I already have patches lined up to drop that rebase backend. Let's not
waste effort on converting this script to C.

>    - add -i

Please see PRs #170-#175 on https://github.com/gitgitgadget/git/pulls,
and please do help by adding your review of #170 (which was already
submitted as v4:
https://public-inbox.org/git/pull.170.v4.git.gitgitgadget@xxxxxxxxx/

In other words: this project is well under way. In fact, Git for Windows
users enjoy this as an opt-in already.

>    (We were afraid this might be too boring, though.)

Converting shell/Perl scripts into built-in C never looks as much fun as
open-ended projects with lots of playing around, but the advantage of
the former is that they can be easily structured, offer a lot of
opportunity for learning, and they are ultimately more rewarding because
the goals are much better defined than many other projects'.

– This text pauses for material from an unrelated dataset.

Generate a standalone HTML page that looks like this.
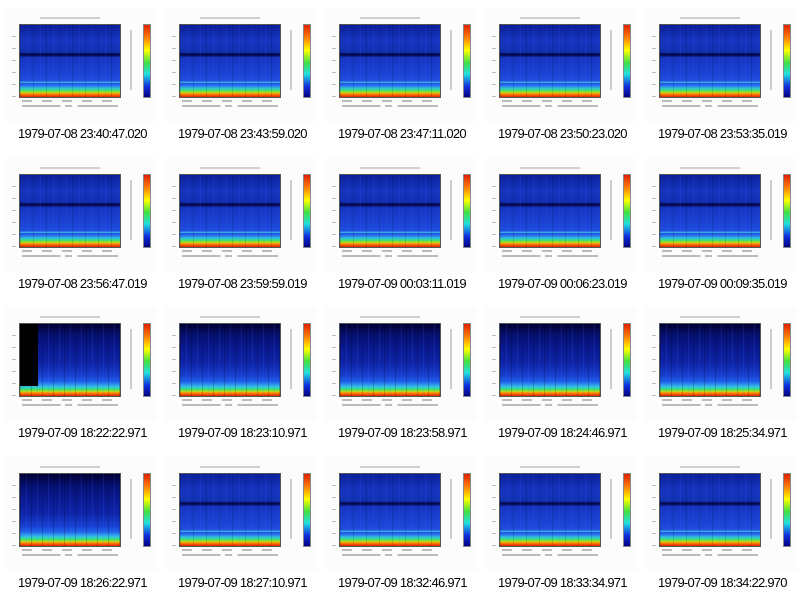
<!DOCTYPE html>
<html><head><meta charset="utf-8"><style>
body{margin:0;width:800px;height:596px;background:#fff;position:relative;overflow:hidden;font-family:"Liberation Sans",sans-serif}
.c{position:absolute;width:160px;height:150px}
.bg{position:absolute;left:5px;top:8px;width:152px;height:114px;background:#fcfcfc}
.t{position:absolute;left:40px;top:17px;width:60px;height:2px;background:#d0d0d0}
.p{position:absolute;left:20px;top:25px;width:100px;height:72px;box-shadow:0 0 0 1px #555;
background:
repeating-linear-gradient(90deg,rgba(0,0,40,.15) 0 1px,transparent 1px 7px,rgba(80,120,255,.1) 7px 8px,transparent 8px 13px),
linear-gradient(#0c1f9a 0%,#1535c0 22%,#1230b0 38%,#050a50 40%,#050a50 42%,#1535c0 45%,#1c45d8 70%,#2050e0 78%,#40c8e8 79.5%,#2050e0 81%,#2a70f0 84%,#30c8d8 88%,#40e060 91%,#b0e020 93.5%,#ff9000 95.5%,#e02000 100%)}
.d .p{background:
repeating-linear-gradient(90deg,rgba(0,0,30,.2) 0 1px,transparent 1px 6px,rgba(60,120,255,.15) 6px 7px,transparent 7px 11px),
linear-gradient(#000030 0%,#061070 15%,#0a1a90 35%,#0e25a8 55%,#1840d0 72%,#2060e8 80%,#30a0f0 85%,#30d0d0 88%,#40e060 91%,#b0e020 93.5%,#ff9000 95.5%,#e02000 100%)}
.cb{position:absolute;left:144px;top:25px;width:6px;height:72px;background:linear-gradient(#e02000,#ff8000 18%,#ffff00 35%,#40e040 52%,#20e0e0 68%,#1030e0 85%,#000080);box-shadow:0 0 0 1px #888}
.yl{position:absolute;left:12px;top:25px;width:4px;height:72px;background:repeating-linear-gradient(transparent 0 11px,#bbb 11px 12px)}
.xl{position:absolute;left:22px;top:100px;width:96px;height:2px;background:repeating-linear-gradient(90deg,#bbb 0 10px,transparent 10px 20px)}
.xl2{position:absolute;left:22px;top:105px;width:96px;height:2px;background:linear-gradient(90deg,#bbb 0 40%,transparent 40% 45%,#bbb 45% 52%,transparent 52% 58%,#bbb 58%)}
.cl{position:absolute;left:130px;top:30px;width:2px;height:60px;background:#ccc}
.cap{position:absolute;left:18px;top:126px;font-size:13px;letter-spacing:-0.75px;color:#000;white-space:nowrap}
.k{position:absolute;left:20px;top:25px;width:18px;height:62px;background:#000}
</style></head><body>
<div class="c" style="left:0;top:0"><div class="bg"></div><div class="t"></div><div class="p"></div><div class="yl"></div><div class="xl"></div><div class="xl2"></div><div class="cl"></div><div class="cb"></div><div class="cap">1979-07-08 23:40:47.020</div></div>
<div class="c" style="left:160px;top:0"><div class="bg"></div><div class="t"></div><div class="p"></div><div class="yl"></div><div class="xl"></div><div class="xl2"></div><div class="cl"></div><div class="cb"></div><div class="cap">1979-07-08 23:43:59.020</div></div>
<div class="c" style="left:320px;top:0"><div class="bg"></div><div class="t"></div><div class="p"></div><div class="yl"></div><div class="xl"></div><div class="xl2"></div><div class="cl"></div><div class="cb"></div><div class="cap">1979-07-08 23:47:11.020</div></div>
<div class="c" style="left:480px;top:0"><div class="bg"></div><div class="t"></div><div class="p"></div><div class="yl"></div><div class="xl"></div><div class="xl2"></div><div class="cl"></div><div class="cb"></div><div class="cap">1979-07-08 23:50:23.020</div></div>
<div class="c" style="left:640px;top:0"><div class="bg"></div><div class="t"></div><div class="p"></div><div class="yl"></div><div class="xl"></div><div class="xl2"></div><div class="cl"></div><div class="cb"></div><div class="cap">1979-07-08 23:53:35.019</div></div>

<div class="c" style="left:0;top:150px"><div class="bg"></div><div class="t"></div><div class="p"></div><div class="yl"></div><div class="xl"></div><div class="xl2"></div><div class="cl"></div><div class="cb"></div><div class="cap">1979-07-08 23:56:47.019</div></div>
<div class="c" style="left:160px;top:150px"><div class="bg"></div><div class="t"></div><div class="p"></div><div class="yl"></div><div class="xl"></div><div class="xl2"></div><div class="cl"></div><div class="cb"></div><div class="cap">1979-07-08 23:59:59.019</div></div>
<div class="c" style="left:320px;top:150px"><div class="bg"></div><div class="t"></div><div class="p"></div><div class="yl"></div><div class="xl"></div><div class="xl2"></div><div class="cl"></div><div class="cb"></div><div class="cap">1979-07-09 00:03:11.019</div></div>
<div class="c" style="left:480px;top:150px"><div class="bg"></div><div class="t"></div><div class="p"></div><div class="yl"></div><div class="xl"></div><div class="xl2"></div><div class="cl"></div><div class="cb"></div><div class="cap">1979-07-09 00:06:23.019</div></div>
<div class="c" style="left:640px;top:150px"><div class="bg"></div><div class="t"></div><div class="p"></div><div class="yl"></div><div class="xl"></div><div class="xl2"></div><div class="cl"></div><div class="cb"></div><div class="cap">1979-07-09 00:09:35.019</div></div>

<div class="c d" style="left:0;top:299px"><div class="bg"></div><div class="t"></div><div class="p"></div><div class="k"></div><div class="yl"></div><div class="xl"></div><div class="xl2"></div><div class="cl"></div><div class="cb"></div><div class="cap">1979-07-09 18:22:22.971</div></div>
<div class="c d" style="left:160px;top:299px"><div class="bg"></div><div class="t"></div><div class="p"></div><div class="yl"></div><div class="xl"></div><div class="xl2"></div><div class="cl"></div><div class="cb"></div><div class="cap">1979-07-09 18:23:10.971</div></div>
<div class="c d" style="left:320px;top:299px"><div class="bg"></div><div class="t"></div><div class="p"></div><div class="yl"></div><div class="xl"></div><div class="xl2"></div><div class="cl"></div><div class="cb"></div><div class="cap">1979-07-09 18:23:58.971</div></div>
<div class="c d" style="left:480px;top:299px"><div class="bg"></div><div class="t"></div><div class="p"></div><div class="yl"></div><div class="xl"></div><div class="xl2"></div><div class="cl"></div><div class="cb"></div><div class="cap">1979-07-09 18:24:46.971</div></div>
<div class="c d" style="left:640px;top:299px"><div class="bg"></div><div class="t"></div><div class="p"></div><div class="yl"></div><div class="xl"></div><div class="xl2"></div><div class="cl"></div><div class="cb"></div><div class="cap">1979-07-09 18:25:34.971</div></div>

<div class="c d" style="left:0;top:449px"><div class="bg"></div><div class="t"></div><div class="p"></div><div class="yl"></div><div class="xl"></div><div class="xl2"></div><div class="cl"></div><div class="cb"></div><div class="cap">1979-07-09 18:26:22.971</div></div>
<div class="c" style="left:160px;top:449px"><div class="bg"></div><div class="t"></div><div class="p"></div><div class="yl"></div><div class="xl"></div><div class="xl2"></div><div class="cl"></div><div class="cb"></div><div class="cap">1979-07-09 18:27:10.971</div></div>
<div class="c" style="left:320px;top:449px"><div class="bg"></div><div class="t"></div><div class="p"></div><div class="yl"></div><div class="xl"></div><div class="xl2"></div><div class="cl"></div><div class="cb"></div><div class="cap">1979-07-09 18:32:46.971</div></div>
<div class="c" style="left:480px;top:449px"><div class="bg"></div><div class="t"></div><div class="p"></div><div class="yl"></div><div class="xl"></div><div class="xl2"></div><div class="cl"></div><div class="cb"></div><div class="cap">1979-07-09 18:33:34.971</div></div>
<div class="c" style="left:640px;top:449px"><div class="bg"></div><div class="t"></div><div class="p"></div><div class="yl"></div><div class="xl"></div><div class="xl2"></div><div class="cl"></div><div class="cb"></div><div class="cap">1979-07-09 18:34:22.970</div></div>
</body></html>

Another script that would _really_ benefit from being converted to C:
`mergetool`. Especially on Windows, where the over-use of spawned
processes really hurts, it is awfully slow a command.

To complete the list of sh/pl commands:

- git-merge-octopus.sh
- git-merge-one-file.sh
- git-merge-resolve.sh

These seem to be good candidates for conversion to built-ins. Their
functionality is well-exercised in the test suite, their complexity is
quite manageable, and there is no good reason that these should be
scripted.

The only slightly challenging aspect might be that `merge-one-file` is
actually not a merge strategy, but it is used as helper to be passed to
`git merge-index` via the `-o <helper>` option, which makes it slightly
awkward to be implemented as a built-in. A better approach would
therefore be to special-case this value in `merge-index` and execute the
C code directly, without the detour of spawning a built-in.

- git-difftool--helper.sh
- git-mergetool--lib.sh

These would be converted as part of making `mergetool` a built-in, I
believe.

- git-filter-branch.sh

This one is in the process of being deprecated in favor of `git
filter-repo` (which is an external tool), so I don't think there would
be much use in wasting energy on trying to convert it to C. Especially
given that it wants to call shell script snippets all over the place,
and those shell script snippets are supposed to run in the same context,
which might actually make it completely impossible to convert this to C
at all.

- git-legacy-stash.sh

This will go away once the built-in stash is considered good enough.

- git-instaweb.sh
- git-request-pull.sh
- git-send-email.perl
- git-web--browse.sh

I don't think that any of these should be converted. They are just too
unimportant from a performance point of view, and obscure enough that
even their portability issues don't matter too much.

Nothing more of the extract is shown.